See also Razzi 30 FCR 64; and Jamal v Secretary, Department of Health (1988) 14 NSWLR 252 at 271-272 per Mahoney JA.
25 I should interpolate that there may not need to be the ability to precisely identify separate costs in respect of particular issues. As Campbell J said in Roberts v Rodier [2006] NSWSC 1084 at [33]:
… I do not accept that the appropriate way of exercising the costs discretion is limited to the identification of separate costs of particular issues. It could sometimes be within the scope of a proper exercise of discretion, where the costs of certain evidence was relevant to issues on which a plaintiff succeeded and also to issues on which the plaintiff failed, to decide to allow the plaintiff a proportion only of those costs.
26 Whilst the cases referred to above throw light on the relevant principles to be applied in the exercise of the discretion, their application to the facts of a particular case is sometimes difficult when competing considerations apply.
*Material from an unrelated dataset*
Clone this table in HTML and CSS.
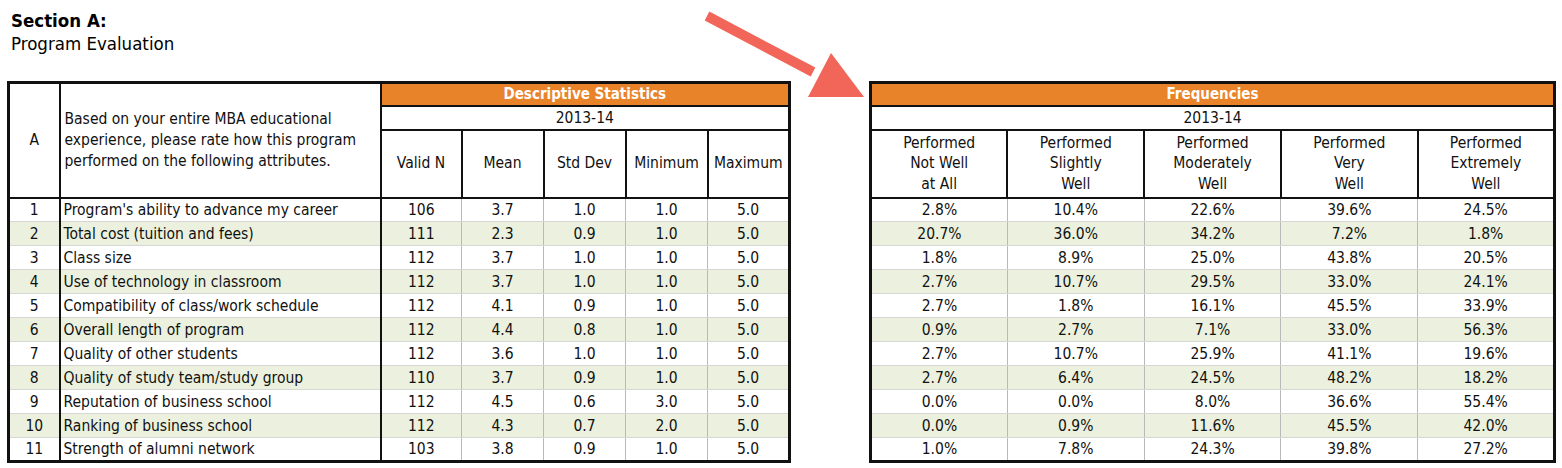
FILE: index.html
```html
<!DOCTYPE html>
<html>
<head>
<meta charset="utf-8">
<link rel="stylesheet" href="styles.css">
</head>
<body>
<div class="page">
  <div class="title">
    <div class="title-main">Section A:</div>
    <div class="title-sub">Program Evaluation</div>
  </div>
  <div class="tables">
    <table class="tbl left">
      <colgroup>
        <col class="c-a"><col class="c-q"><col class="c-n"><col class="c-s"><col class="c-s"><col class="c-s"><col class="c-s">
      </colgroup>
      <thead>
        <tr class="r-band">
          <th class="hq hq-a" rowspan="3">A</th>
          <th class="hq hq-q" rowspan="3">Based on your entire MBA educational<br>experience, please rate how this program<br>performed on the following attributes.</th>
          <th class="band" colspan="5">Descriptive Statistics</th>
        </tr>
        <tr class="r-year"><th class="year" colspan="5">2013-14</th></tr>
        <tr class="r-head">
          <th class="ch">Valid N</th><th class="ch">Mean</th><th class="ch">Std Dev</th><th class="ch">Minimum</th><th class="ch">Maximum</th>
        </tr>
      </thead>
      <tbody>
        <tr><td class="num">1</td><td class="q">Program's ability to advance my career</td><td>106</td><td>3.7</td><td>1.0</td><td>1.0</td><td>5.0</td></tr>
        <tr class="alt"><td class="num">2</td><td class="q">Total cost (tuition and fees)</td><td>111</td><td>2.3</td><td>0.9</td><td>1.0</td><td>5.0</td></tr>
        <tr><td class="num">3</td><td class="q">Class size</td><td>112</td><td>3.7</td><td>1.0</td><td>1.0</td><td>5.0</td></tr>
        <tr class="alt"><td class="num">4</td><td class="q">Use of technology in classroom</td><td>112</td><td>3.7</td><td>1.0</td><td>1.0</td><td>5.0</td></tr>
        <tr><td class="num">5</td><td class="q">Compatibility of class/work schedule</td><td>112</td><td>4.1</td><td>0.9</td><td>1.0</td><td>5.0</td></tr>
        <tr class="alt"><td class="num">6</td><td class="q">Overall length of program</td><td>112</td><td>4.4</td><td>0.8</td><td>1.0</td><td>5.0</td></tr>
        <tr><td class="num">7</td><td class="q">Quality of other students</td><td>112</td><td>3.6</td><td>1.0</td><td>1.0</td><td>5.0</td></tr>
        <tr class="alt"><td class="num">8</td><td class="q">Quality of study team/study group</td><td>110</td><td>3.7</td><td>0.9</td><td>1.0</td><td>5.0</td></tr>
        <tr><td class="num">9</td><td class="q">Reputation of business school</td><td>112</td><td>4.5</td><td>0.6</td><td>3.0</td><td>5.0</td></tr>
        <tr class="alt"><td class="num">10</td><td class="q">Ranking of business school</td><td>112</td><td>4.3</td><td>0.7</td><td>2.0</td><td>5.0</td></tr>
        <tr><td class="num">11</td><td class="q">Strength of alumni network</td><td>103</td><td>3.8</td><td>0.9</td><td>1.0</td><td>5.0</td></tr>
      </tbody>
    </table>

    <table class="tbl right">
      <colgroup>
        <col class="c-f"><col class="c-f"><col class="c-f"><col class="c-f"><col class="c-f">
      </colgroup>
      <thead>
        <tr class="r-band"><th class="band" colspan="5">Frequencies</th></tr>
        <tr class="r-year"><th class="year" colspan="5">2013-14</th></tr>
        <tr class="r-head">
          <th class="ch">Performed<br>Not Well<br>at All</th>
          <th class="ch">Performed<br>Slightly<br>Well</th>
          <th class="ch">Performed<br>Moderately<br>Well</th>
          <th class="ch">Performed<br>Very<br>Well</th>
          <th class="ch">Performed<br>Extremely<br>Well</th>
        </tr>
      </thead>
      <tbody>
        <tr><td>2.8%</td><td>10.4%</td><td>22.6%</td><td>39.6%</td><td>24.5%</td></tr>
        <tr class="alt"><td>20.7%</td><td>36.0%</td><td>34.2%</td><td>7.2%</td><td>1.8%</td></tr>
        <tr><td>1.8%</td><td>8.9%</td><td>25.0%</td><td>43.8%</td><td>20.5%</td></tr>
        <tr class="alt"><td>2.7%</td><td>10.7%</td><td>29.5%</td><td>33.0%</td><td>24.1%</td></tr>
        <tr><td>2.7%</td><td>1.8%</td><td>16.1%</td><td>45.5%</td><td>33.9%</td></tr>
        <tr class="alt"><td>0.9%</td><td>2.7%</td><td>7.1%</td><td>33.0%</td><td>56.3%</td></tr>
        <tr><td>2.7%</td><td>10.7%</td><td>25.9%</td><td>41.1%</td><td>19.6%</td></tr>
        <tr class="alt"><td>2.7%</td><td>6.4%</td><td>24.5%</td><td>48.2%</td><td>18.2%</td></tr>
        <tr><td>0.0%</td><td>0.0%</td><td>8.0%</td><td>36.6%</td><td>55.4%</td></tr>
        <tr class="alt"><td>0.0%</td><td>0.9%</td><td>11.6%</td><td>45.5%</td><td>42.0%</td></tr>
        <tr><td>1.0%</td><td>7.8%</td><td>24.3%</td><td>39.8%</td><td>27.2%</td></tr>
      </tbody>
    </table>
  </div>

  <svg class="arrow" width="180" height="110" viewBox="0 0 180 110" aria-hidden="true">
    <line x1="26" y1="16" x2="132" y2="72" stroke="#f2665a" stroke-width="10"/>
    <polygon points="150,53 127,97 183,97" fill="#f2665a"/>
  </svg>
</div>
</body>
</html>
```

FILE: styles.css
```css
* { box-sizing: border-box; }

html, body {
  margin: 0;
  padding: 0;
  background: #ffffff;
}

body {
  font-family: "DejaVu Sans Condensed", "DejaVu Sans", sans-serif;
  color: #111;
  width: 1562px;
  height: 468px;
  overflow: hidden;
}

.page {
  position: relative;
  padding: 9px 0 0 7px;
}

.title {
  padding-left: 4px;
  font-size: 18.5px;
  line-height: 23px;
  color: #000;
}

.title-main { font-weight: bold; }

.tables {
  display: flex;
  align-items: flex-start;
  gap: 78px;
  margin-top: 26px;
}

.tbl {
  border-collapse: collapse;
  table-layout: fixed;
  border: 3px solid #111;
  font-size: 15.5px;
}

.left { width: 784px; }
.right { width: 684px; }

.c-a { width: 51px; }
.c-q { width: 321px; }
.c-n { width: 81px; }
.c-s { width: 82px; }
.c-f { width: 136.8px; }

.tbl th {
  font-weight: normal;
  padding: 0;
  white-space: nowrap;
}

.r-band th { height: 23px; }
.r-year th { height: 24px; }
.r-head th { height: 68px; }

.band {
  background: #e9832a;
  color: #fff;
  font-weight: bold !important;
  text-align: center;
  border: 2px solid #111;
  font-size: 15px;
}

.year {
  border: 2px solid #111;
  text-align: center;
}

.ch {
  border: 2px solid #111;
  text-align: center;
  line-height: 20.5px;
  vertical-align: middle;
}

.hq {
  border: 2px solid #111;
  vertical-align: middle;
}

.hq-a { text-align: center; }

.hq-q {
  text-align: left;
  padding: 0 0 0 4px !important;
  line-height: 21px;
}

.tbl td {
  height: 24px;
  padding: 0;
  text-align: center;
  border-left: 1px solid #b9b9b9;
  border-right: 1px solid #b9b9b9;
  border-top: 1px solid #d6d6d6;
  border-bottom: 1px solid #d6d6d6;
  white-space: nowrap;
}

.tbl tbody tr:first-child td { border-top: 2px solid #111; }

.tbl td.num { border-right: 2px solid #111; }

.tbl td.q {
  text-align: left;
  padding-left: 3px;
  border-right: 2px solid #111;
}

.tbl tr.alt td { background: #ebf1de; }

.arrow {
  position: absolute;
  left: 681px;
  top: 0;
  overflow: visible;
}
```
27 As I understand the principles relevant to my task, they can be summarised as follows:
- A successful litigant is ordinarily entitled to its costs even if the losing party had good legal grounds for its position and conducted itself in the litigation reasonably and appropriately;
- The successful litigant will be so entitled to its costs unless some good reason connected to the case is shown to the contrary;
- Without limiting the general discretion available, a good reason to the contrary may arise:
3.1 Where the conduct of the successful litigant in connection with the case was unreasonable or inappropriate;
3.2 Where no such unreasonable or inappropriate conduct of the successful litigant is found, but nevertheless there were clearly distinct and severable issues or inquiries that were lost by the successful litigant;
- If the conduct of a successful litigant was inappropriate or unreasonable in connection with the case, the successful litigant will usually be denied all or part of its costs;
- Where the court is considering the question of costs in respect of a lost distinct or severable issue or inquiry, which can clearly be treated as distinct and severable, then to determine whether the successful party will lose some or all of its costs, it will be necessary to consider and weigh up case management principles, the significance of the issue or inquiry in proportion to the proceeding as a whole, and whether the issue or inquiry had any relative strength or merit;
- The court has the discretion to apportion costs even if it cannot identify separate costs in respect of distinct or severable issues or inquiries on which the successful litigant failed, but the matters on which the party failed must be at least capable of separation from the matters on which the litigant was successful.